PROBLEM DESCRIPTION — Go through the listing and set it down exactly, leaving out its pictures.

___ MATERIAL

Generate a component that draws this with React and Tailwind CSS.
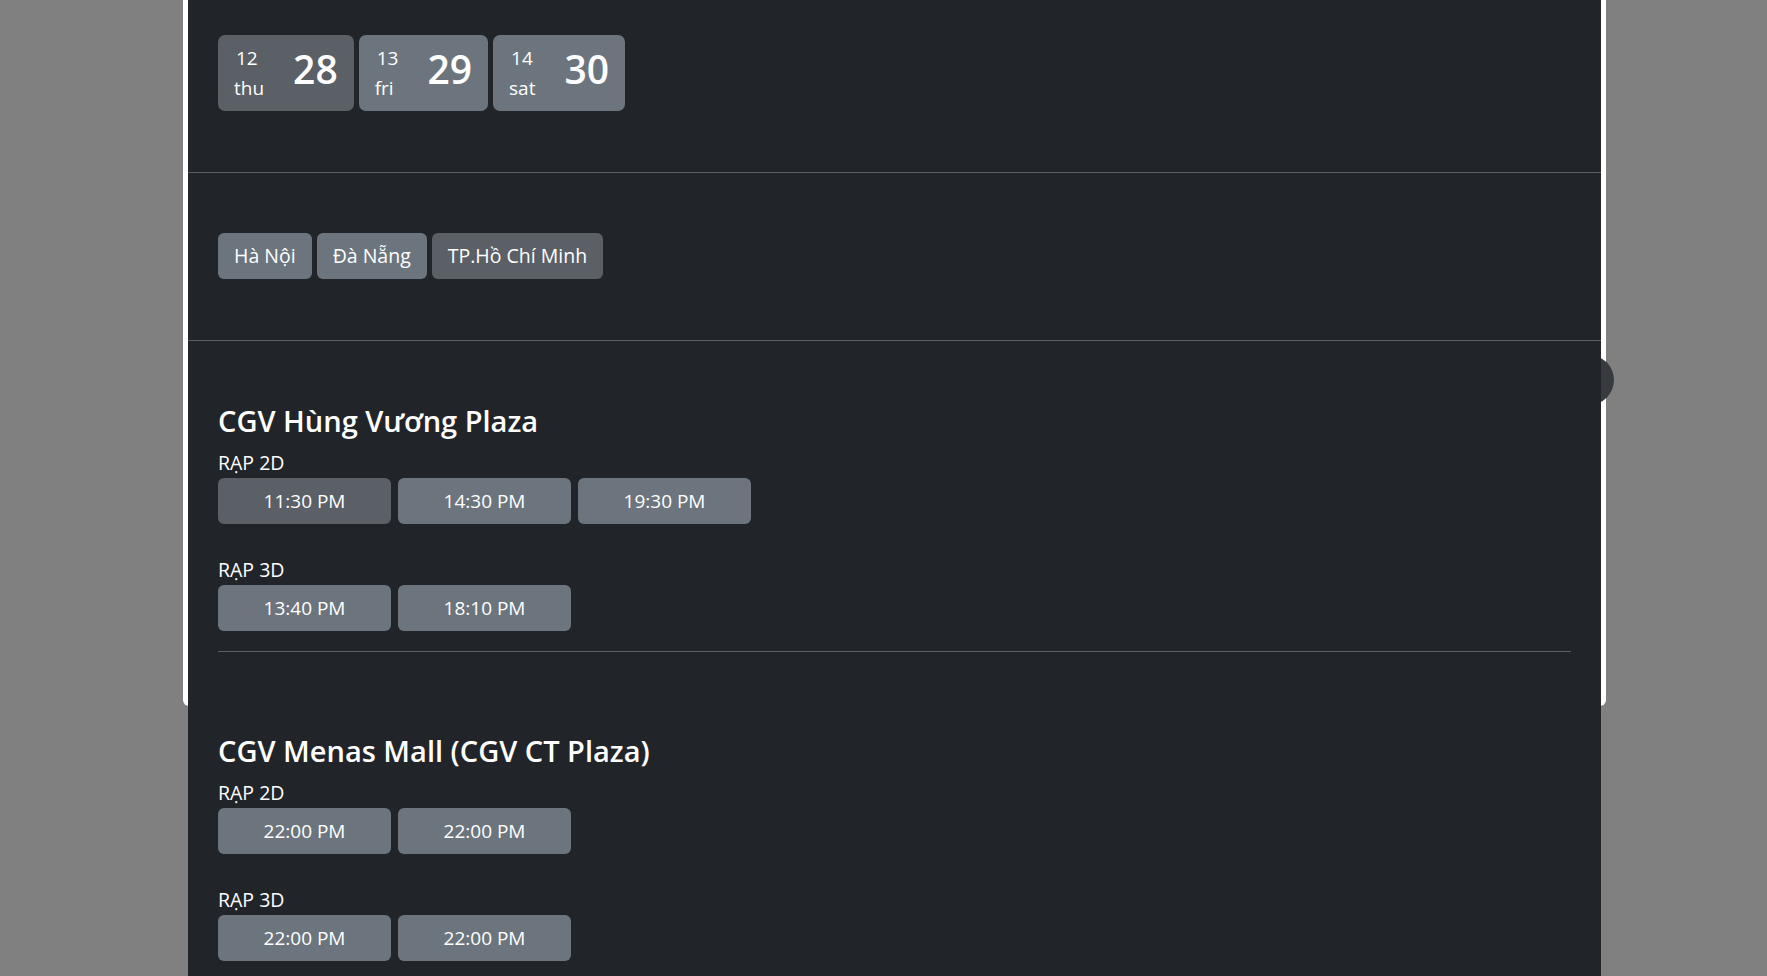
import React, { useState } from 'react';

const dates = [
  { month: '12', day: 'thu', num: '28' },
  { month: '13', day: 'fri', num: '29' },
  { month: '14', day: 'sat', num: '30' },
];

const cities = ['Hà Nội', 'Đà Nẵng', 'TP.Hồ Chí Minh'];

const theaters = [
  {
    name: 'CGV Hùng Vương Plaza',
    rooms: [
      { label: 'RẠP 2D', times: ['11:30 PM', '14:30 PM', '19:30 PM'] },
      { label: 'RẠP 3D', times: ['13:40 PM', '18:10 PM'] },
    ],
  },
  {
    name: 'CGV Menas Mall (CGV CT Plaza)',
    rooms: [
      { label: 'RẠP 2D', times: ['22:00 PM', '22:00 PM'] },
      { label: 'RẠP 3D', times: ['22:00 PM', '22:00 PM'] },
    ],
  },
];

export default function App() {
  const [date, setDate] = useState(0);
  const [city, setCity] = useState(2);
  const [picked, setPicked] = useState('0-0-0');

  return (
    <div
      className="h-screen overflow-hidden bg-[#808080] text-white"
      style={{ fontFamily: '"Segoe UI", "Open Sans", "Noto Sans", sans-serif' }}
    >
      <div className="relative ml-[183px] w-[1423px]">
        {/* modal frame */}
        <div className="absolute left-0 right-0 top-0 h-[706px] rounded-b-md bg-white" />
        <div className="absolute left-[1381px] top-[355px] h-[50px] w-[50px] rounded-full bg-[#373b40]" />

        <div className="relative z-10 mx-[5px] bg-[#212529]">
          {/* dates */}
          <div className="border-b border-[#5b5e62] px-[30px] pt-[35px] pb-[61px]">
            <div className="flex gap-[5px]">
              {dates.map((d, i) => (
                <button
                  key={d.num}
                  onClick={() => setDate(i)}
                  className={`flex h-[76px] items-center gap-[29px] rounded-[7px] pl-[16px] pr-[16px] ${
                    i === date ? 'bg-[#5a6066]' : 'bg-[#6c757d]'
                  }`}
                >
                  <div className="flex flex-col items-start text-[19px] leading-[30px]">
                    <span className="pl-[2px]">{d.month}</span>
                    <span>{d.day}</span>
                  </div>
                  <span className="-mt-[8px] text-[39px] font-semibold leading-[48px]">{d.num}</span>
                </button>
              ))}
            </div>
          </div>

          {/* cities */}
          <div className="border-b border-[#5b5e62] px-[30px] pt-[60px] pb-[61px]">
            <div className="flex gap-[5px]">
              {cities.map((c, i) => (
                <button
                  key={c}
                  onClick={() => setCity(i)}
                  className={`h-[46px] rounded-md px-[16px] text-[19.5px] leading-[30px] ${
                    i === city ? 'bg-[#5a6066]' : 'bg-[#6c757d]'
                  }`}
                >
                  {c}
                </button>
              ))}
            </div>
          </div>

          {/* theaters */}
          <div className="px-[30px] pt-[63px]">
            {theaters.map((t, ti) => (
              <div key={t.name} className={ti === 0 ? 'border-b border-[#5b5e62] pb-[20px]' : 'pt-[82px]'}>
                <h3 className="text-[29px] font-semibold leading-[33px]">{t.name}</h3>
                <div className="mt-[11px] flex flex-col gap-[31px]">
                  {t.rooms.map((r, ri) => (
                    <div key={r.label}>
                      <div className="text-[19.5px] leading-[30px]">{r.label}</div>
                      <div className="flex gap-[7px]">
                        {r.times.map((tm, k) => {
                          const id = `${ti}-${ri}-${k}`;
                          return (
                            <button
                              key={id}
                              onClick={() => setPicked(id)}
                              className={`h-[46px] w-[173px] rounded-md text-[19px] ${
                                picked === id ? 'bg-[#5a6066]' : 'bg-[#6c757d]'
                              }`}
                            >
                              {tm}
                            </button>
                          );
                        })}
                      </div>
                    </div>
                  ))}
                </div>
              </div>
            ))}
            <div className="h-[40px]" />
          </div>
        </div>
      </div>
    </div>
  );
}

______

EXPECTED ANSWER —
Generate a component that draws this with React and Tailwind CSS.
import React, { useState } from 'react';

const dates = [
  { month: '12', day: 'thu', num: '28' },
  { month: '13', day: 'fri', num: '29' },
  { month: '14', day: 'sat', num: '30' },
];

const cities = ['Hà Nội', 'Đà Nẵng', 'TP.Hồ Chí Minh'];

const theaters = [
  {
    name: 'CGV Hùng Vương Plaza',
    rooms: [
      { label: 'RẠP 2D', times: ['11:30 PM', '14:30 PM', '19:30 PM'] },
      { label: 'RẠP 3D', times: ['13:40 PM', '18:10 PM'] },
    ],
  },
  {
    name: 'CGV Menas Mall (CGV CT Plaza)',
    rooms: [
      { label: 'RẠP 2D', times: ['22:00 PM', '22:00 PM'] },
      { label: 'RẠP 3D', times: ['22:00 PM', '22:00 PM'] },
    ],
  },
];

export default function App() {
  const [date, setDate] = useState(0);
  const [city, setCity] = useState(2);
  const [picked, setPicked] = useState('0-0-0');

  return (
    <div
      className="h-screen overflow-hidden bg-[#808080] text-white"
      style={{ fontFamily: '"Segoe UI", "Open Sans", "Noto Sans", sans-serif' }}
    >
      <div className="relative ml-[183px] w-[1423px]">
        {/* modal frame */}
        <div className="absolute left-0 right-0 top-0 h-[706px] rounded-b-md bg-white" />
        <div className="absolute left-[1381px] top-[355px] h-[50px] w-[50px] rounded-full bg-[#373b40]" />

        <div className="relative z-10 mx-[5px] bg-[#212529]">
          {/* dates */}
          <div className="border-b border-[#5b5e62] px-[30px] pt-[35px] pb-[61px]">
            <div className="flex gap-[5px]">
              {dates.map((d, i) => (
                <button
                  key={d.num}
                  onClick={() => setDate(i)}
                  className={`flex h-[76px] items-center gap-[29px] rounded-[7px] pl-[16px] pr-[16px] ${
                    i === date ? 'bg-[#5a6066]' : 'bg-[#6c757d]'
                  }`}
                >
                  <div className="flex flex-col items-start text-[19px] leading-[30px]">
                    <span className="pl-[2px]">{d.month}</span>
                    <span>{d.day}</span>
                  </div>
                  <span className="-mt-[8px] text-[39px] font-semibold leading-[48px]">{d.num}</span>
                </button>
              ))}
            </div>
          </div>

          {/* cities */}
          <div className="border-b border-[#5b5e62] px-[30px] pt-[60px] pb-[61px]">
            <div className="flex gap-[5px]">
              {cities.map((c, i) => (
                <button
                  key={c}
                  onClick={() => setCity(i)}
                  className={`h-[46px] rounded-md px-[16px] text-[19.5px] leading-[30px] ${
                    i === city ? 'bg-[#5a6066]' : 'bg-[#6c757d]'
                  }`}
                >
                  {c}
                </button>
              ))}
            </div>
          </div>

          {/* theaters */}
          <div className="px-[30px] pt-[63px]">
            {theaters.map((t, ti) => (
              <div key={t.name} className={ti === 0 ? 'border-b border-[#5b5e62] pb-[20px]' : 'pt-[82px]'}>
                <h3 className="text-[29px] font-semibold leading-[33px]">{t.name}</h3>
                <div className="mt-[11px] flex flex-col gap-[31px]">
                  {t.rooms.map((r, ri) => (
                    <div key={r.label}>
                      <div className="text-[19.5px] leading-[30px]">{r.label}</div>
                      <div className="flex gap-[7px]">
                        {r.times.map((tm, k) => {
                          const id = `${ti}-${ri}-${k}`;
                          return (
                            <button
                              key={id}
                              onClick={() => setPicked(id)}
                              className={`h-[46px] w-[173px] rounded-md text-[19px] ${
                                picked === id ? 'bg-[#5a6066]' : 'bg-[#6c757d]'
                              }`}
                            >
                              {tm}
                            </button>
                          );
                        })}
                      </div>
                    </div>
                  ))}
                </div>
              </div>
            ))}
            <div className="h-[40px]" />
          </div>
        </div>
      </div>
    </div>
  );
}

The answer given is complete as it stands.